▶ _Your instructions_: Only the pictures stay out; every record is to be quoted exactly.

Interface markup and scripts
------------------------------------------------

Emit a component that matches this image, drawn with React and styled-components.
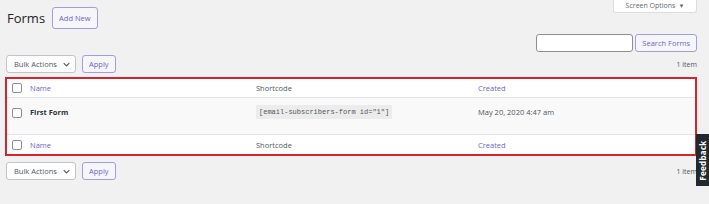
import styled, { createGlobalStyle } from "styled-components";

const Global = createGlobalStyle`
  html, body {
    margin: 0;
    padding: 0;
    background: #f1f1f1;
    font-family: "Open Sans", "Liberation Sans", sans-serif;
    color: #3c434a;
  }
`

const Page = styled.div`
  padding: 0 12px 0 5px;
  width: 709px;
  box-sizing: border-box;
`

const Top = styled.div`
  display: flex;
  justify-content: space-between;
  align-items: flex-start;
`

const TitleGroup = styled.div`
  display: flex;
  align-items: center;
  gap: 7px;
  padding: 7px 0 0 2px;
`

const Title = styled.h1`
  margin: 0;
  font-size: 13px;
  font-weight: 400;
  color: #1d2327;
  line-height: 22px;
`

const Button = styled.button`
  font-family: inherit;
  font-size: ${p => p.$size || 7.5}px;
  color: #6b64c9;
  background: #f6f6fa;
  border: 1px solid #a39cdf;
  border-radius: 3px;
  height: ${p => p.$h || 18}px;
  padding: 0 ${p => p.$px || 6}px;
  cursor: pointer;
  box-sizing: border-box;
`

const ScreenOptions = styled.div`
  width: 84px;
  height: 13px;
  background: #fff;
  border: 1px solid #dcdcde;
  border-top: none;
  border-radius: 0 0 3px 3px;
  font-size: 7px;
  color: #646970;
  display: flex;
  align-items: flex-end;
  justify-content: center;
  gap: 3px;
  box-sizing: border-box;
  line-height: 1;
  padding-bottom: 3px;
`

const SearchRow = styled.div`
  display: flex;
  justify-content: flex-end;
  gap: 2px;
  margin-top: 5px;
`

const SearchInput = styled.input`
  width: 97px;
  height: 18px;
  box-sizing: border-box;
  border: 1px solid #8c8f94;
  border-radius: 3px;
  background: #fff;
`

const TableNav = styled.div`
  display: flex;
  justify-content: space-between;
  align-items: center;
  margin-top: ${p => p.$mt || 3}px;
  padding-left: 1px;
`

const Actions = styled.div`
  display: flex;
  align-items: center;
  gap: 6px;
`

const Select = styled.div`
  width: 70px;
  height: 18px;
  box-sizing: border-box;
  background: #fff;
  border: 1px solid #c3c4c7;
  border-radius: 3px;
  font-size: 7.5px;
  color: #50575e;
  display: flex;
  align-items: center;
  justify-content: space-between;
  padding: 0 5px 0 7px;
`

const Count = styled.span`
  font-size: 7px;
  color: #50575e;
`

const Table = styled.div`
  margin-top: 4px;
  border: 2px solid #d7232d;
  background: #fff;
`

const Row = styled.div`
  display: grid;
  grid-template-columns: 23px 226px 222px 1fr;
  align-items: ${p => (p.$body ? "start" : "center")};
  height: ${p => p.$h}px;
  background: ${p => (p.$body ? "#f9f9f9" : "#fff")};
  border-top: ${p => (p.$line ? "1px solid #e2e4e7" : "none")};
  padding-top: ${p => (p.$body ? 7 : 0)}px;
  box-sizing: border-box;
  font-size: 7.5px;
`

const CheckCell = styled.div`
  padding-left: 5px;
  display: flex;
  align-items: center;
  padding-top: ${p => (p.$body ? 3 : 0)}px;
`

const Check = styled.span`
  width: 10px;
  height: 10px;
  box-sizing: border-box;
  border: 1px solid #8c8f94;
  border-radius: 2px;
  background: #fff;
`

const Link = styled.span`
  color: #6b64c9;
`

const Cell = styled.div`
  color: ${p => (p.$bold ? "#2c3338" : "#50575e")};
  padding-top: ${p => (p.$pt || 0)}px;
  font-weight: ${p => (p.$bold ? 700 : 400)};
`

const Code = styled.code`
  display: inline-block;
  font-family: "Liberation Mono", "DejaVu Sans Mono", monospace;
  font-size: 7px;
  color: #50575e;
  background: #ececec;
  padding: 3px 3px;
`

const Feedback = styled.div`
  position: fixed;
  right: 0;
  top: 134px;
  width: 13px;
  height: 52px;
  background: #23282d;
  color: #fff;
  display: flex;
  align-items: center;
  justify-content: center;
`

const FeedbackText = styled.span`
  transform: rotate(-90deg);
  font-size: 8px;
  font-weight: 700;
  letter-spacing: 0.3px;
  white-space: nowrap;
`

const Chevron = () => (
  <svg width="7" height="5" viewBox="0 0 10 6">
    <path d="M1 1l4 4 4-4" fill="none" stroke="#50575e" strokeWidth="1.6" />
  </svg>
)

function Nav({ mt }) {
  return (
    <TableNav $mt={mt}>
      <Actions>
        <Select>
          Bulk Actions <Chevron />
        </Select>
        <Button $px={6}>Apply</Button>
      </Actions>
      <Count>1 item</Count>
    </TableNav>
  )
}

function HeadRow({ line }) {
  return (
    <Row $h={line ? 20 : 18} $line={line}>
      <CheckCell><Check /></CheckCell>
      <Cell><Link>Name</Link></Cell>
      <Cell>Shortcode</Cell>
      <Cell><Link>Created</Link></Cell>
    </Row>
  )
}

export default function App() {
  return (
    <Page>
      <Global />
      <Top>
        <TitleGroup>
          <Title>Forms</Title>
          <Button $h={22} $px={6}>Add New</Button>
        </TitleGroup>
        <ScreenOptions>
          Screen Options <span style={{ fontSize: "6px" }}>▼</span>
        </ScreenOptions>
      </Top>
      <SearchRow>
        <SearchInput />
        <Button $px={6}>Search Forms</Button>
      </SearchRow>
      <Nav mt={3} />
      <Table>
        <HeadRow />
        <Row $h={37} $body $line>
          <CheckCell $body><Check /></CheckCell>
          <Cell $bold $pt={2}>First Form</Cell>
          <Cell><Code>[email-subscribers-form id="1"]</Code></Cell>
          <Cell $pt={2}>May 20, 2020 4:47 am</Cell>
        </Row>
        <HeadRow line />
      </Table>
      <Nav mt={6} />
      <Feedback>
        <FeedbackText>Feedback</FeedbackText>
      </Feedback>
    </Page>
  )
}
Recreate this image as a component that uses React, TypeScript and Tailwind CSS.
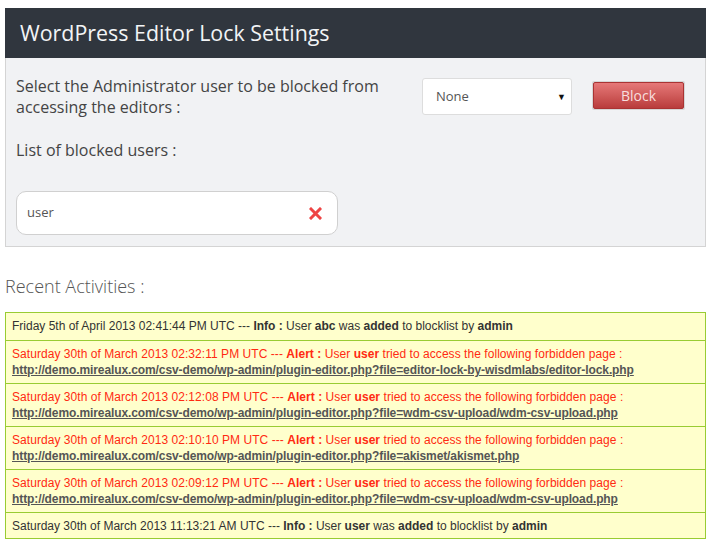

------------------------------------------------

▶ _The solution_:
Emit a component that matches this image, drawn with React and styled-components.
import styled, { createGlobalStyle } from "styled-components";

const Global = createGlobalStyle`
  html, body {
    margin: 0;
    padding: 0;
    background: #f1f1f1;
    font-family: "Open Sans", "Liberation Sans", sans-serif;
    color: #3c434a;
  }
`

const Page = styled.div`
  padding: 0 12px 0 5px;
  width: 709px;
  box-sizing: border-box;
`

const Top = styled.div`
  display: flex;
  justify-content: space-between;
  align-items: flex-start;
`

const TitleGroup = styled.div`
  display: flex;
  align-items: center;
  gap: 7px;
  padding: 7px 0 0 2px;
`

const Title = styled.h1`
  margin: 0;
  font-size: 13px;
  font-weight: 400;
  color: #1d2327;
  line-height: 22px;
`

const Button = styled.button`
  font-family: inherit;
  font-size: ${p => p.$size || 7.5}px;
  color: #6b64c9;
  background: #f6f6fa;
  border: 1px solid #a39cdf;
  border-radius: 3px;
  height: ${p => p.$h || 18}px;
  padding: 0 ${p => p.$px || 6}px;
  cursor: pointer;
  box-sizing: border-box;
`

const ScreenOptions = styled.div`
  width: 84px;
  height: 13px;
  background: #fff;
  border: 1px solid #dcdcde;
  border-top: none;
  border-radius: 0 0 3px 3px;
  font-size: 7px;
  color: #646970;
  display: flex;
  align-items: flex-end;
  justify-content: center;
  gap: 3px;
  box-sizing: border-box;
  line-height: 1;
  padding-bottom: 3px;
`

const SearchRow = styled.div`
  display: flex;
  justify-content: flex-end;
  gap: 2px;
  margin-top: 5px;
`

const SearchInput = styled.input`
  width: 97px;
  height: 18px;
  box-sizing: border-box;
  border: 1px solid #8c8f94;
  border-radius: 3px;
  background: #fff;
`

const TableNav = styled.div`
  display: flex;
  justify-content: space-between;
  align-items: center;
  margin-top: ${p => p.$mt || 3}px;
  padding-left: 1px;
`

const Actions = styled.div`
  display: flex;
  align-items: center;
  gap: 6px;
`

const Select = styled.div`
  width: 70px;
  height: 18px;
  box-sizing: border-box;
  background: #fff;
  border: 1px solid #c3c4c7;
  border-radius: 3px;
  font-size: 7.5px;
  color: #50575e;
  display: flex;
  align-items: center;
  justify-content: space-between;
  padding: 0 5px 0 7px;
`

const Count = styled.span`
  font-size: 7px;
  color: #50575e;
`

const Table = styled.div`
  margin-top: 4px;
  border: 2px solid #d7232d;
  background: #fff;
`

const Row = styled.div`
  display: grid;
  grid-template-columns: 23px 226px 222px 1fr;
  align-items: ${p => (p.$body ? "start" : "center")};
  height: ${p => p.$h}px;
  background: ${p => (p.$body ? "#f9f9f9" : "#fff")};
  border-top: ${p => (p.$line ? "1px solid #e2e4e7" : "none")};
  padding-top: ${p => (p.$body ? 7 : 0)}px;
  box-sizing: border-box;
  font-size: 7.5px;
`

const CheckCell = styled.div`
  padding-left: 5px;
  display: flex;
  align-items: center;
  padding-top: ${p => (p.$body ? 3 : 0)}px;
`

const Check = styled.span`
  width: 10px;
  height: 10px;
  box-sizing: border-box;
  border: 1px solid #8c8f94;
  border-radius: 2px;
  background: #fff;
`

const Link = styled.span`
  color: #6b64c9;
`

const Cell = styled.div`
  color: ${p => (p.$bold ? "#2c3338" : "#50575e")};
  padding-top: ${p => (p.$pt || 0)}px;
  font-weight: ${p => (p.$bold ? 700 : 400)};
`

const Code = styled.code`
  display: inline-block;
  font-family: "Liberation Mono", "DejaVu Sans Mono", monospace;
  font-size: 7px;
  color: #50575e;
  background: #ececec;
  padding: 3px 3px;
`

const Feedback = styled.div`
  position: fixed;
  right: 0;
  top: 134px;
  width: 13px;
  height: 52px;
  background: #23282d;
  color: #fff;
  display: flex;
  align-items: center;
  justify-content: center;
`

const FeedbackText = styled.span`
  transform: rotate(-90deg);
  font-size: 8px;
  font-weight: 700;
  letter-spacing: 0.3px;
  white-space: nowrap;
`

const Chevron = () => (
  <svg width="7" height="5" viewBox="0 0 10 6">
    <path d="M1 1l4 4 4-4" fill="none" stroke="#50575e" strokeWidth="1.6" />
  </svg>
)

function Nav({ mt }) {
  return (
    <TableNav $mt={mt}>
      <Actions>
        <Select>
          Bulk Actions <Chevron />
        </Select>
        <Button $px={6}>Apply</Button>
      </Actions>
      <Count>1 item</Count>
    </TableNav>
  )
}

function HeadRow({ line }) {
  return (
    <Row $h={line ? 20 : 18} $line={line}>
      <CheckCell><Check /></CheckCell>
      <Cell><Link>Name</Link></Cell>
      <Cell>Shortcode</Cell>
      <Cell><Link>Created</Link></Cell>
    </Row>
  )
}

export default function App() {
  return (
    <Page>
      <Global />
      <Top>
        <TitleGroup>
          <Title>Forms</Title>
          <Button $h={22} $px={6}>Add New</Button>
        </TitleGroup>
        <ScreenOptions>
          Screen Options <span style={{ fontSize: "6px" }}>▼</span>
        </ScreenOptions>
      </Top>
      <SearchRow>
        <SearchInput />
        <Button $px={6}>Search Forms</Button>
      </SearchRow>
      <Nav mt={3} />
      <Table>
        <HeadRow />
        <Row $h={37} $body $line>
          <CheckCell $body><Check /></CheckCell>
          <Cell $bold $pt={2}>First Form</Cell>
          <Cell><Code>[email-subscribers-form id="1"]</Code></Cell>
          <Cell $pt={2}>May 20, 2020 4:47 am</Cell>
        </Row>
        <HeadRow line />
      </Table>
      <Nav mt={6} />
      <Feedback>
        <FeedbackText>Feedback</FeedbackText>
      </Feedback>
    </Page>
  )
}
Recreate this image as a component that uses React, TypeScript and Tailwind CSS.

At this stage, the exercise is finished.